Restate the full listing word for word and leave the pictures out.

_DATA SHOWN_
-- Begin --

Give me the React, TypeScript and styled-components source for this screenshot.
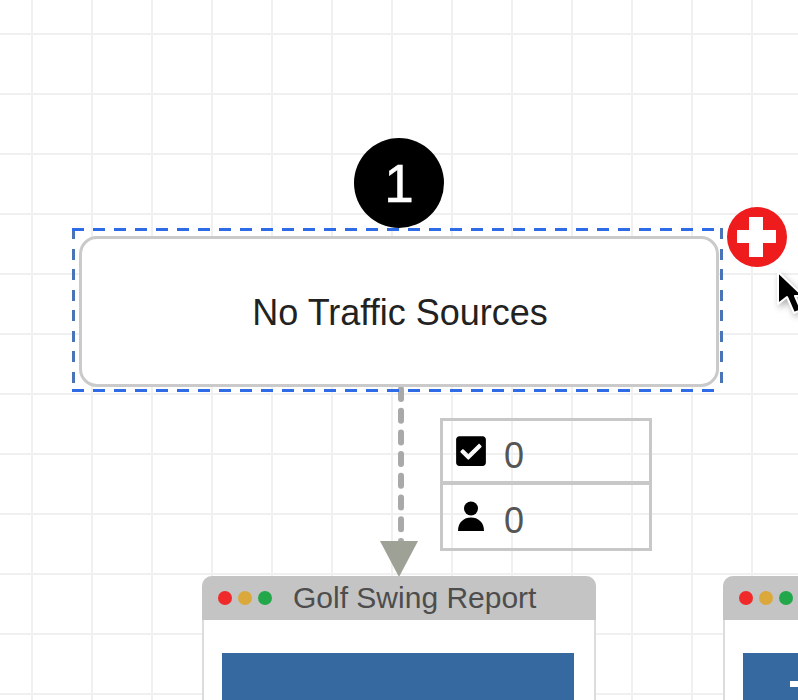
import React from "react";
import styled, { createGlobalStyle } from "styled-components";
import { FaCheckSquare } from "react-icons/fa";

const GlobalStyle = createGlobalStyle`
  html, body {
    margin: 0;
    padding: 0;
    background: #fff;
  }
  body {
    font-family: "Liberation Sans", Arial, sans-serif;
  }
`;

// Funnel editor canvas, nodes are placed freely on the grid
const Canvas = styled.div`
  position: relative;
  width: 798px;
  height: 700px;
  overflow: hidden;
  background-color: #fff;
  background-image:
    linear-gradient(to right, #f0f0f0 2px, transparent 2px),
    linear-gradient(to bottom, #f0f0f0 2px, transparent 2px);
  background-size: 60px 60px;
  background-position: 31px 33px;
`;

const Selection = styled.div`
  position: absolute;
  left: 72px;
  top: 228px;
  width: 651px;
  height: 164px;
  box-sizing: border-box;
  padding: 8px 4px 5px 7px;
  display: flex;
  --dash-h: repeating-linear-gradient(to right, #2f6be6 0 12px, transparent 12px 21px);
  --dash-v: repeating-linear-gradient(to bottom, #4a74b8 0 11px, transparent 11px 20.5px);
  background-image: var(--dash-h), var(--dash-h), var(--dash-v), var(--dash-v);
  background-size: 100% 3px, 100% 3px, 3px 100%, 3px 100%;
  background-position: 0 0, 0 100%, 0 0, 100% 0;
  background-repeat: no-repeat;
`;

const SourceCard = styled.div`
  flex: 1;
  display: flex;
  align-items: center;
  justify-content: center;
  padding: 3px 0 0 2px;
  background: #fff;
  border: 3px solid #cacaca;
  border-radius: 18px;
  font-size: 36px;
  color: #222;
`;

const NumberBadge = styled.div`
  position: absolute;
  left: 354px;
  top: 138px;
  width: 90px;
  height: 90px;
  border-radius: 50%;
  background: #000;
  color: #fff;
  display: flex;
  align-items: center;
  justify-content: center;
  font-size: 53px;
  -webkit-text-stroke: 0.5px #fff;
`;

const AddButton = styled.div`
  position: absolute;
  left: 727px;
  top: 207px;
  width: 60px;
  height: 60px;
  border-radius: 50%;
  background: #ee1c1c;
`;

const Cursor = styled.svg`
  position: absolute;
  left: 770px;
  top: 264px;
  filter: drop-shadow(2px 3px 3px rgba(0, 0, 0, 0.3));
`;

const Connector = styled.svg`
  position: absolute;
  left: 398px;
  top: 385px;
`;

const ArrowHead = styled.div`
  position: absolute;
  left: 380px;
  top: 541px;
  width: 0;
  height: 0;
  border-left: 19px solid transparent;
  border-right: 19px solid transparent;
  border-top: 36px solid #9ea196;
`;

const StatsBox = styled.div`
  position: absolute;
  left: 440px;
  top: 418px;
  width: 212px;
  height: 133px;
  box-sizing: border-box;
  display: grid;
  grid-template-rows: 1fr 1fr;
  border: 3px solid #c8c8c8;
`;

const StatRow = styled.div<{ $divider?: boolean }>`
  display: flex;
  align-items: center;
  gap: 17px;
  padding-left: 12px;
  border-bottom: ${({ $divider }) => ($divider ? "4px solid #c8c8c8" : "none")};
`;

const StatIcon = styled.span`
  width: 32px;
  height: 32px;
  display: flex;
  align-items: center;
  justify-content: center;
  color: #000;
`;

const StatValue = styled.span`
  margin-top: 10px;
  font-size: 36px;
  color: #555;
`;

const PageCard = styled.div<{ $left: number }>`
  position: absolute;
  left: ${({ $left }) => $left}px;
  top: 576px;
  width: 394px;
  height: 160px;
  box-sizing: border-box;
  display: flex;
  flex-direction: column;
  background: #fff;
  border: 2px solid #dcdcdc;
  border-top: none;
  border-radius: 10px 10px 0 0;
`;

const TitleBar = styled.div`
  height: 44px;
  flex: none;
  margin: 0 -2px;
  display: flex;
  align-items: center;
  padding-left: 16px;
  background: #c4c4c4;
  border-radius: 10px 10px 0 0;
`;

const Dots = styled.div`
  display: flex;
  gap: 6px;
  margin-right: 21px;
`;

const Dot = styled.span<{ $color: string }>`
  width: 14px;
  height: 14px;
  border-radius: 50%;
  background: ${({ $color }) => $color};
`;

const PageTitle = styled.span`
  font-size: 30px;
  color: #4d4d4d;
  white-space: nowrap;
`;

const Thumb = styled.div`
  position: relative;
  margin: 33px 20px 0 18px;
  flex: 1;
  background: #36699f;
`;

const ThumbMark = styled.span`
  position: absolute;
  left: 47px;
  top: 28px;
  width: 30px;
  height: 6px;
  background: #fff;
`;

export default function App() {
  return (
    <Canvas>
      <GlobalStyle />
      <Connector width="6" height="156" viewBox="0 0 6 156">
        <line
          x1="3"
          y1="4"
          x2="3"
          y2="156"
          stroke="#a9a9a9"
          strokeWidth="6"
          strokeLinecap="round"
          strokeDasharray="10 11.700"
        />
      </Connector>
      <ArrowHead />
      <Selection>
        <SourceCard>No Traffic Sources</SourceCard>
      </Selection>
      <NumberBadge>1</NumberBadge>
      <AddButton>
        <svg width="60" height="60" viewBox="0 0 60 60">
          <path d="M22 10h14v13h13v13H36v14H22V36H10V23h12z" fill="#fff" />
        </svg>
      </AddButton>
      <Cursor width="28" height="56" viewBox="0 0 28 56">
        <path
          d="M8 8v32l9-7 7 16 7-3-6-14h8z"
          fill="#000"
          stroke="#fff"
          strokeWidth="2"
          strokeLinejoin="round"
        />
      </Cursor>
      <StatsBox>
        <StatRow $divider>
          <StatIcon>
            <FaCheckSquare size={34} />
          </StatIcon>
          <StatValue>0</StatValue>
        </StatRow>
        <StatRow>
          <StatIcon>
            <svg width="28" height="30" viewBox="0 0 28 30">
              <circle cx="14" cy="7.5" r="7" fill="#000" />
              <path d="M1 30c0-9 6-13.500 13-13.500S27 21 27 30z" fill="#000" />
            </svg>
          </StatIcon>
          <StatValue>0</StatValue>
        </StatRow>
      </StatsBox>
      <PageCard $left={202}>
        <TitleBar>
          <Dots>
            <Dot $color="#f02a2a" />
            <Dot $color="#dba83c" />
            <Dot $color="#22a84a" />
          </Dots>
          <PageTitle>Golf Swing Report</PageTitle>
        </TitleBar>
        <Thumb />
      </PageCard>
      <PageCard $left={723}>
        <TitleBar>
          <Dots>
            <Dot $color="#f02a2a" />
            <Dot $color="#dba83c" />
            <Dot $color="#22a84a" />
          </Dots>
        </TitleBar>
        <Thumb>
          <ThumbMark />
        </Thumb>
      </PageCard>
    </Canvas>
  );
}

-- End --

_EXERCISE RESPONSE_
Give me the React, TypeScript and styled-components source for this screenshot.
import React from "react";
import styled, { createGlobalStyle } from "styled-components";
import { FaCheckSquare } from "react-icons/fa";

const GlobalStyle = createGlobalStyle`
  html, body {
    margin: 0;
    padding: 0;
    background: #fff;
  }
  body {
    font-family: "Liberation Sans", Arial, sans-serif;
  }
`;

// Funnel editor canvas, nodes are placed freely on the grid
const Canvas = styled.div`
  position: relative;
  width: 798px;
  height: 700px;
  overflow: hidden;
  background-color: #fff;
  background-image:
    linear-gradient(to right, #f0f0f0 2px, transparent 2px),
    linear-gradient(to bottom, #f0f0f0 2px, transparent 2px);
  background-size: 60px 60px;
  background-position: 31px 33px;
`;

const Selection = styled.div`
  position: absolute;
  left: 72px;
  top: 228px;
  width: 651px;
  height: 164px;
  box-sizing: border-box;
  padding: 8px 4px 5px 7px;
  display: flex;
  --dash-h: repeating-linear-gradient(to right, #2f6be6 0 12px, transparent 12px 21px);
  --dash-v: repeating-linear-gradient(to bottom, #4a74b8 0 11px, transparent 11px 20.5px);
  background-image: var(--dash-h), var(--dash-h), var(--dash-v), var(--dash-v);
  background-size: 100% 3px, 100% 3px, 3px 100%, 3px 100%;
  background-position: 0 0, 0 100%, 0 0, 100% 0;
  background-repeat: no-repeat;
`;

const SourceCard = styled.div`
  flex: 1;
  display: flex;
  align-items: center;
  justify-content: center;
  padding: 3px 0 0 2px;
  background: #fff;
  border: 3px solid #cacaca;
  border-radius: 18px;
  font-size: 36px;
  color: #222;
`;

const NumberBadge = styled.div`
  position: absolute;
  left: 354px;
  top: 138px;
  width: 90px;
  height: 90px;
  border-radius: 50%;
  background: #000;
  color: #fff;
  display: flex;
  align-items: center;
  justify-content: center;
  font-size: 53px;
  -webkit-text-stroke: 0.5px #fff;
`;

const AddButton = styled.div`
  position: absolute;
  left: 727px;
  top: 207px;
  width: 60px;
  height: 60px;
  border-radius: 50%;
  background: #ee1c1c;
`;

const Cursor = styled.svg`
  position: absolute;
  left: 770px;
  top: 264px;
  filter: drop-shadow(2px 3px 3px rgba(0, 0, 0, 0.3));
`;

const Connector = styled.svg`
  position: absolute;
  left: 398px;
  top: 385px;
`;

const ArrowHead = styled.div`
  position: absolute;
  left: 380px;
  top: 541px;
  width: 0;
  height: 0;
  border-left: 19px solid transparent;
  border-right: 19px solid transparent;
  border-top: 36px solid #9ea196;
`;

const StatsBox = styled.div`
  position: absolute;
  left: 440px;
  top: 418px;
  width: 212px;
  height: 133px;
  box-sizing: border-box;
  display: grid;
  grid-template-rows: 1fr 1fr;
  border: 3px solid #c8c8c8;
`;

const StatRow = styled.div<{ $divider?: boolean }>`
  display: flex;
  align-items: center;
  gap: 17px;
  padding-left: 12px;
  border-bottom: ${({ $divider }) => ($divider ? "4px solid #c8c8c8" : "none")};
`;

const StatIcon = styled.span`
  width: 32px;
  height: 32px;
  display: flex;
  align-items: center;
  justify-content: center;
  color: #000;
`;

const StatValue = styled.span`
  margin-top: 10px;
  font-size: 36px;
  color: #555;
`;

const PageCard = styled.div<{ $left: number }>`
  position: absolute;
  left: ${({ $left }) => $left}px;
  top: 576px;
  width: 394px;
  height: 160px;
  box-sizing: border-box;
  display: flex;
  flex-direction: column;
  background: #fff;
  border: 2px solid #dcdcdc;
  border-top: none;
  border-radius: 10px 10px 0 0;
`;

const TitleBar = styled.div`
  height: 44px;
  flex: none;
  margin: 0 -2px;
  display: flex;
  align-items: center;
  padding-left: 16px;
  background: #c4c4c4;
  border-radius: 10px 10px 0 0;
`;

const Dots = styled.div`
  display: flex;
  gap: 6px;
  margin-right: 21px;
`;

const Dot = styled.span<{ $color: string }>`
  width: 14px;
  height: 14px;
  border-radius: 50%;
  background: ${({ $color }) => $color};
`;

const PageTitle = styled.span`
  font-size: 30px;
  color: #4d4d4d;
  white-space: nowrap;
`;

const Thumb = styled.div`
  position: relative;
  margin: 33px 20px 0 18px;
  flex: 1;
  background: #36699f;
`;

const ThumbMark = styled.span`
  position: absolute;
  left: 47px;
  top: 28px;
  width: 30px;
  height: 6px;
  background: #fff;
`;

export default function App() {
  return (
    <Canvas>
      <GlobalStyle />
      <Connector width="6" height="156" viewBox="0 0 6 156">
        <line
          x1="3"
          y1="4"
          x2="3"
          y2="156"
          stroke="#a9a9a9"
          strokeWidth="6"
          strokeLinecap="round"
          strokeDasharray="10 11.700"
        />
      </Connector>
      <ArrowHead />
      <Selection>
        <SourceCard>No Traffic Sources</SourceCard>
      </Selection>
      <NumberBadge>1</NumberBadge>
      <AddButton>
        <svg width="60" height="60" viewBox="0 0 60 60">
          <path d="M22 10h14v13h13v13H36v14H22V36H10V23h12z" fill="#fff" />
        </svg>
      </AddButton>
      <Cursor width="28" height="56" viewBox="0 0 28 56">
        <path
          d="M8 8v32l9-7 7 16 7-3-6-14h8z"
          fill="#000"
          stroke="#fff"
          strokeWidth="2"
          strokeLinejoin="round"
        />
      </Cursor>
      <StatsBox>
        <StatRow $divider>
          <StatIcon>
            <FaCheckSquare size={34} />
          </StatIcon>
          <StatValue>0</StatValue>
        </StatRow>
        <StatRow>
          <StatIcon>
            <svg width="28" height="30" viewBox="0 0 28 30">
              <circle cx="14" cy="7.5" r="7" fill="#000" />
              <path d="M1 30c0-9 6-13.500 13-13.500S27 21 27 30z" fill="#000" />
            </svg>
          </StatIcon>
          <StatValue>0</StatValue>
        </StatRow>
      </StatsBox>
      <PageCard $left={202}>
        <TitleBar>
          <Dots>
            <Dot $color="#f02a2a" />
            <Dot $color="#dba83c" />
            <Dot $color="#22a84a" />
          </Dots>
          <PageTitle>Golf Swing Report</PageTitle>
        </TitleBar>
        <Thumb />
      </PageCard>
      <PageCard $left={723}>
        <TitleBar>
          <Dots>
            <Dot $color="#f02a2a" />
            <Dot $color="#dba83c" />
            <Dot $color="#22a84a" />
          </Dots>
        </TitleBar>
        <Thumb>
          <ThumbMark />
        </Thumb>
      </PageCard>
    </Canvas>
  );
}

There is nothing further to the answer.